Tanti amici e caschi al cielo per l’ultimo saluto ad Andrea Carquille

29 Giugno 2016

Se n’è andato cavalcando il suo destriero d’acciaio, Andrea Carquille. In sella, nei trentaquattro anni di vita finiti improvvisamente domenica, aveva percorso migliaia di chilometri, come stava facendo anche quel pomeriggio, lungo la regionale di Rhêmes. Eppure, oggi – nella chiesa di Aymavilles – il dubbio che attanagliava le centinaia di persone convenute per tributargli l’ultimo saluto non era su chi, tra il centauro e quel cavallo fiammante avesse tradito l’altro, ma semplicemente "perché?".

Un interrogativo schiacciante, sotto il peso del quale più di una persona non ha resisto, abbandonando la chiesa con le lacrime che segnavano gli occhi. Eppure, era anche l’unica domanda sensata rimasta a questo punto e una risposta ha provato a darla Don Sergio Rosset, celebrante del rito funebre. Lo ha fatto durante l’omelia, immaginando a voce alta le parole che lo stesso Andrea avrebbe usato per spiegare l’accaduto ai presenti sgomenti: “tu sei lì a perdere tempo, a dire ‘andavo veloce, andavo piano’, perché noi se non troviamo qualche motivazione non siamo felici. Invece non è questo che tu devi cercare, perché la cosa più bella in questo momento è che tu viva in silenzio, sapendo che il Signore mi ha chiamato in un momento felice della mia vita”.

“Probabilmente, – ha aggiunto il sacerdote – voleva che ci fosse uno in Paradiso che girasse un po’ con la moto per togliere quella noia che qualche volta c’è tra un angioletto e l’altro. Ecco, pensiamo proprio che il Signore non fa le cose a caso e se oggi siamo qui e abbiamo lasciato chi il lavoro, chi qualcos’altro, è perché attraverso Andrea ci vuole dire qualcosa d’importante”. Qualcosa che Don Rosset ha tentato di sottolineare anche attraverso i pensieri del fratello dello scomparso, Arnaud. “Ieri – ha raccontato – gli ho chiesto ‘perché c’è scritto Cinghio e sulla bara era appoggiato un piccolo cinghialetto’? Lui mi ha detto: ‘perché era tosto, mio fratello. Non soltanto perché era più alto di me e un po’ più forzuto di me.
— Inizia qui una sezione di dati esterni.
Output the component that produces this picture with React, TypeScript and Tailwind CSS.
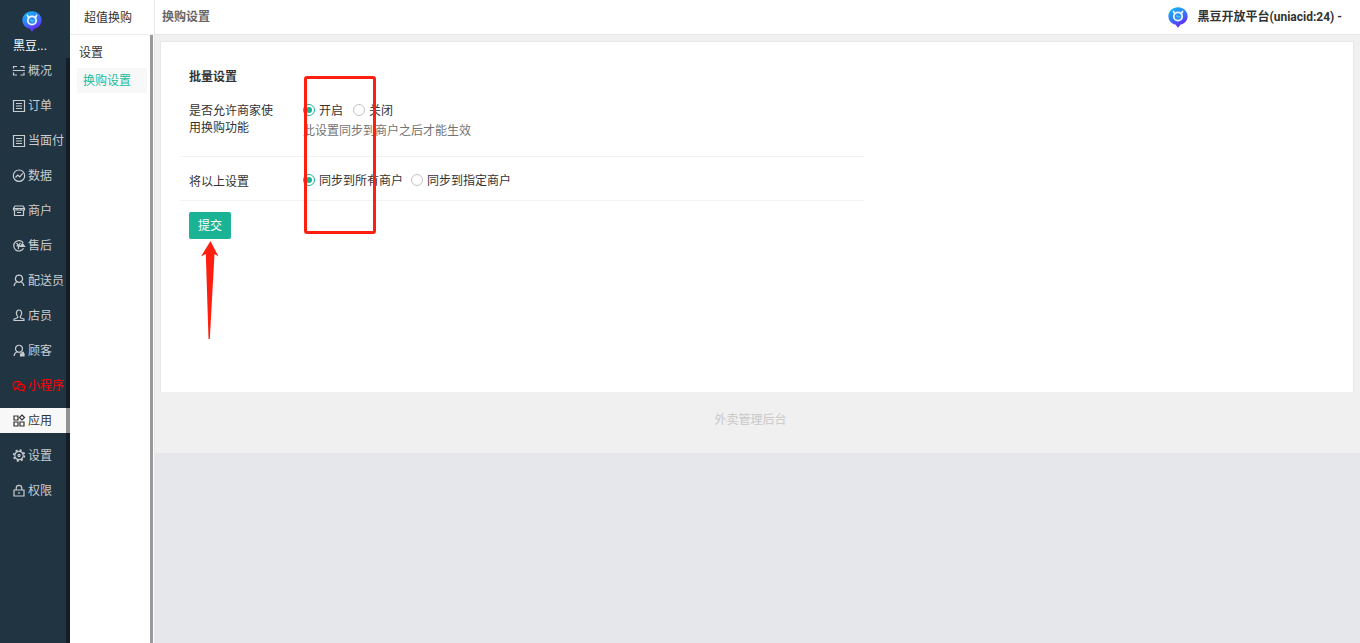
import React from "react";

type IconName =
  | "scan"
  | "list"
  | "chart"
  | "shop"
  | "refund"
  | "rider"
  | "clerk"
  | "customer"
  | "wechat"
  | "apps"
  | "gear"
  | "lock";

const iconShapes: Record<IconName, React.ReactNode> = {
  scan: (
    <path d="M1.5 4.5v-2H5M8.500 2.500h3.500v2M1.500 8.500v2.500H5M8.500 11H12V8.500M.8 6.500h12" />
  ),
  list: (
    <>
      <path d="M1.500 1.500v11h11v-11zM.8 1.500h12M4 4.500h6M4 7h6M4 9.500h6" />
    </>
  ),
  chart: (
    <>
      <circle cx="7" cy="6.700" r="5.700" />
      <path d="M3.500 8.500 5.700 6l2 1.800 3-3.400" />
    </>
  ),
  shop: (
    <>
      <path d="M3 2h8l1.500 2.500V6h-11V4.500zM1.500 4.500h11M2.500 6v5.500h9V6" />
      <path d="M5 8.500h4M5 4.500V6M9 4.500V6" />
    </>
  ),
  refund: (
    <>
      <path d="M11.500 9.300a5.200 5.200 0 1 1-.3-5.500" />
      <path d="m4.500 3.800 2 2.700 2-2.700M6.500 6.500v3.700M4.500 6.800h4" />
      <path d="M8.500 7.300h4L10.500 4.800z" fill="currentColor" />
    </>
  ),
  rider: (
    <path d="M7 1.200a3.500 3.500 0 0 1 1.700 6.600c2 .6 3 2 3.200 4.200M7 1.200a3.500 3.500 0 0 0-1.700 6.600c-2 .6-3 2-3.200 4.200M5.300 7.800c1 .6 2.400.6 3.400 0" />
  ),
  clerk: (
    <path d="M7 1C5 1 4.400 2.600 4.400 4.200c0 1.400.5 2.500 1.300 3.200v1.300L2 10.200v1.300h10v-1.300L8.300 8.700V7.400c.8-.7 1.300-1.800 1.300-3.200C9.600 2.600 9 1 7 1z" />
  ),
  customer: (
    <>
      <path d="M2.100 12c.2-2.200 1.200-3.600 3.200-4.200a3.500 3.500 0 1 1 3.400 0c-1 .6-2.400.6-3.400 0" />
      <path d="M8.500 9.800h3.500V12H8.500zM9.300 8.300h2v1.500" fill="currentColor" />
    </>
  ),
  wechat: (
    <>
      <path d="M5 9.400c-2.200 0-3.900-1.500-3.900-3.400C1.100 4 2.900 2.400 5.100 2.400c2 0 3.700 1.200 4 2.900" />
      <path d="M3 9l-.3 1.500 1.800-1" />
      <path d="M9.200 5.400c2 0 3.600 1.300 3.600 3 0 .9-.5 1.700-1.200 2.200l.3 1.300-1.500-.7c-2.700.5-4.800-.9-4.800-2.800 0-1.700 1.600-3 3.600-3z" />
      <path d="M3.300 5.200h1M6 5.200h1M7.300 8h1M10 8h1" />
    </>
  ),
  apps: (
    <>
      <path d="M2 2h4v4H2zM2 8h4v4H2zM8 8h4v4H8z" />
      <path d="m10 1 2.500 2.500L10 6 7.500 3.500z" />
    </>
  ),
  gear: (
    <>
      <circle cx="7" cy="6.500" r="4.200" />
      <circle cx="7" cy="6.500" r="5.400" strokeWidth="1.600" strokeDasharray="2.120 2.120" />
      <circle cx="7" cy="6.500" r="1.100" />
    </>
  ),
  lock: (
    <>
      <path d="M2 6h10v6H2zM4.200 6V4.200a2.800 2.800 0 0 1 5.600 0V6" />
      <path d="M7 8v2" />
    </>
  ),
};

const navItems: { label: string; icon: IconName }[] = [
  { label: "概况", icon: "scan" },
  { label: "订单", icon: "list" },
  { label: "当面付", icon: "list" },
  { label: "数据", icon: "chart" },
  { label: "商户", icon: "shop" },
  { label: "售后", icon: "refund" },
  { label: "配送员", icon: "rider" },
  { label: "店员", icon: "clerk" },
  { label: "顾客", icon: "customer" },
  { label: "小程序", icon: "wechat" },
  { label: "应用", icon: "apps" },
  { label: "设置", icon: "gear" },
  { label: "权限", icon: "lock" },
];

const NavIcon = ({ name }: { name: IconName }) => (
  <svg
    viewBox="0 0 14 14"
    className="h-[14px] w-[14px] shrink-0"
    fill="none"
    stroke="currentColor"
    strokeWidth="1.200"
    aria-hidden="true"
  >
    {iconShapes[name]}
  </svg>
);

const Logo = ({ id }: { id: string }) => (
  <svg viewBox="0 0 20 21" className="h-[21px] w-5" aria-hidden="true">
    <defs>
      <linearGradient id={id} x1="0" y1="0" x2="0.5" y2="1">
        <stop offset="0" stopColor="#12c0fa" />
        <stop offset="0.5" stopColor="#2f80f8" />
        <stop offset="1" stopColor="#6a28f5" />
      </linearGradient>
    </defs>
    <path
      d="M10 .3c5.400 0 9.600 4 9.600 8.900 0 4.300-3 7.300-7 8.400L10 20.700l-2.600-3.100c-4-1.100-7-4.100-7-8.400C.4 4.300 4.600.3 10 .3z"
      fill={`url(#${id})`}
    />
    <circle cx="10" cy="9.500" r="4.200" fill="#2f8cf8" stroke="#e9f6ff" strokeWidth="1.800" />
    <path d="M5.500 4.300 6.700 7M14.500 4.300 13.300 7" stroke="#e9f6ff" strokeWidth="1.700" strokeLinecap="round" />
    <path d="M8.600 8.300c.4 1.800 2.400 2.400 3.200.9" fill="none" stroke="#4fd4ff" strokeWidth="1.200" />
  </svg>
);

const Radio = ({
  name,
  label,
  defaultChecked,
}: {
  name: string;
  label: string;
  defaultChecked?: boolean;
}) => (
  <label className="flex items-start gap-1">
    <input
      type="radio"
      name={name}
      defaultChecked={defaultChecked}
      className="mt-px h-3 w-3 appearance-none rounded-full border border-[#c4c4c4] bg-white bg-clip-content p-[2px] checked:border-[#1ab394] checked:bg-[#1ab394]"
    />
    {label}
  </label>
);

const Sidebar = () => (
  <nav className="flex w-[70px] shrink-0 flex-col bg-[#213442] text-[#c9cdd0]">
    <div className="flex h-[58px] flex-col items-start gap-[2px] px-3 pt-[11px] text-white">
      <div className="pl-[10px]">
        <Logo id="brand-side" />
      </div>
      <span className="pl-px leading-6">黑豆...</span>
    </div>
    <ul className="flex flex-1 flex-col gap-[10px] border-r-4 border-[#131e28]">
      {navItems.map((item) => (
        <li key={item.label}>
          <a
            href="#"
            className={
              "-mr-1 flex h-[25px] items-center gap-[2px] whitespace-nowrap pl-3 " +
              (item.label === "应用"
                ? "border-r-4 border-[#929292] bg-[#f8f8f8] text-[#333]"
                : item.label === "小程序"
                  ? "text-[#f00]"
                  : "")
            }
          >
            <NavIcon name={item.icon} />
            {item.label}
          </a>
        </li>
      ))}
    </ul>
  </nav>
);

const SubMenu = () => (
  <aside className="flex w-[84px] shrink-0 flex-col bg-white">
    <h2 className="h-[35px] border-b border-[#ededed] pl-[14px] leading-9">超值换购</h2>
    <div className="mr-px flex-1 border-r-[3px] border-[#999] pt-[6px]">
      <h3 className="pl-[9px] leading-6">设置</h3>
      <a
        href="#"
        className="ml-[7px] mr-[3px] mt-[3px] block h-[25px] bg-[#f8f8f8] pl-[6px] leading-[27px] text-[#1abc9c]"
      >
        换购设置
      </a>
    </div>
  </aside>
);

// Red marks that point out the switches and the submit button
const Marks = () => (
  <div className="pointer-events-none" aria-hidden="true">
    <div className="absolute left-[143px] top-[34px] h-[158px] w-[72px] rounded-[3px] border-[3px] border-[#ff1f10]" />
    <svg viewBox="0 0 18 98" className="absolute left-10 top-[199px] h-[98px] w-[18px]">
      <path d="M9.500 0 17.500 15.500 13.500 13 8.800 98H7.500L4.800 13 0 15.500z" fill="#ff1f10" />
    </svg>
  </div>
);

const SettingsForm = () => (
  <form className="max-w-[703px] pl-[19px] pt-[25px]" onSubmit={(e) => e.preventDefault()}>
    <h3 className="pl-[9px] font-bold leading-5">批量设置</h3>
    <div
      role="radiogroup"
      aria-labelledby="allow-label"
      className="flex h-[70px] border-b border-[#eef3f4] pl-[9px] pt-4"
    >
      <div id="allow-label" className="w-[90px] shrink-0 leading-[17px]">
        是否允许商家使用换购功能
      </div>
      <div className="pl-6">
        <div className="flex gap-[10px] leading-[17px]">
          <Radio name="allow" label="开启" defaultChecked />
          <Radio name="allow" label="关闭" />
        </div>
        <p className="leading-[22px] text-[#737373]">此设置同步到商户之后才能生效</p>
      </div>
    </div>
    <div
      role="radiogroup"
      aria-labelledby="sync-label"
      className="flex h-11 border-b border-[#f3f3f3] pl-[9px] pt-4"
    >
      <div id="sync-label" className="w-[90px] shrink-0 leading-[18px]">
        将以上设置
      </div>
      <div className="flex gap-2 pl-6 leading-[17px]">
        <Radio name="sync" label="同步到所有商户" defaultChecked />
        <Radio name="sync" label="同步到指定商户" />
      </div>
    </div>
    <button
      type="submit"
      className="ml-[9px] mt-[11px] block h-[27px] rounded-[2px] bg-[#1ab394] px-[9px] text-white"
    >
      提交
    </button>
  </form>
);

const App = () => {
  return (
    <div className='flex min-h-screen bg-[#e6e7eb] font-["Liberation_Sans","Noto_Sans_CJK_SC",sans-serif] text-xs text-[#333]'>
      <Sidebar />
      <SubMenu />
      <div className="min-w-0 flex-1">
        {/* Top bar */}
        <header className="flex h-[35px] items-center justify-between border-b border-l border-[#e7e7e7] bg-white pl-[7px] pr-[18px]">
          <h1 className="font-bold text-[#666]">换购设置</h1>
          <button
            type="button"
            className='flex items-center gap-[10px] font-["Roboto","Noto_Sans_CJK_SC",sans-serif] font-bold'
          >
            <Logo id="brand-top" />
            <span>黑豆开放平台(uniacid:24) -</span>
          </button>
        </header>
        {/* Content */}
        <main className="border-l border-[#e7e7e7] bg-[#f0f0f0] px-[5px] pb-[5px] pt-[6px]">
          <section className="relative mr-px min-h-[351px] border border-b-0 border-[#e7e7e7] bg-white">
            <SettingsForm />
            <Marks />
          </section>
          <footer className="pb-4 pr-[14px] pt-4 text-center leading-6 text-[#c8c8c8]">
            外卖管理后台
          </footer>
        </main>
      </div>
    </div>
  );
};

export default App;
Era proprio tosto’”.

“Quando faceva il portiere, – è proseguito il racconto, evocando l’altra grande passione del giovane scomparso, il calcio – ad un certo punto gli hanno detto: ‘no, vai a fare l’attacco’. E lui, testa bassa, è andato a fare l’attaccante, anche se poi – chissà se ho capito bene – non che fosse chissà che cosa come attaccante. Però ci è andato, con la testa bassa, come i cinghialetti. Ecco cosa ci insegna Andrea, che la vita è mettersi al servizio, così come siamo capaci, senza pretendere di essere professionisti, perché la cosa importante non è fare goal, ma essere amici”.

E di amici di “Cinghio”, oggi ad Aymavilles, ce n’erano davvero tanti, testimoniati non solo dai numerosissimi mazzi di fiori che circondavano letteralmente la bara in legno chiaro, con accanto una foto del giovane incorniciata nello stesso azzurro del cielo, ma anche dal fiume di persone che si è riversato dalla chiesa di “Cristo Re” verso il cimitero del Paese. Alcuni di loro hanno alzato il casco al passaggio del feretro, nel massimo segno di rispetto che esista per chi condivide le due ruote e il rombo del motore come stato d’animo, ancor prima che come passione. Una presenza e dei segni di stima che, per concludere con Don Rosset, restano la miglior testimonianza per Arnaud, per la mamma Adriana e per il papà Gianni “di aver avuto un figlio che era prezioso a molti”.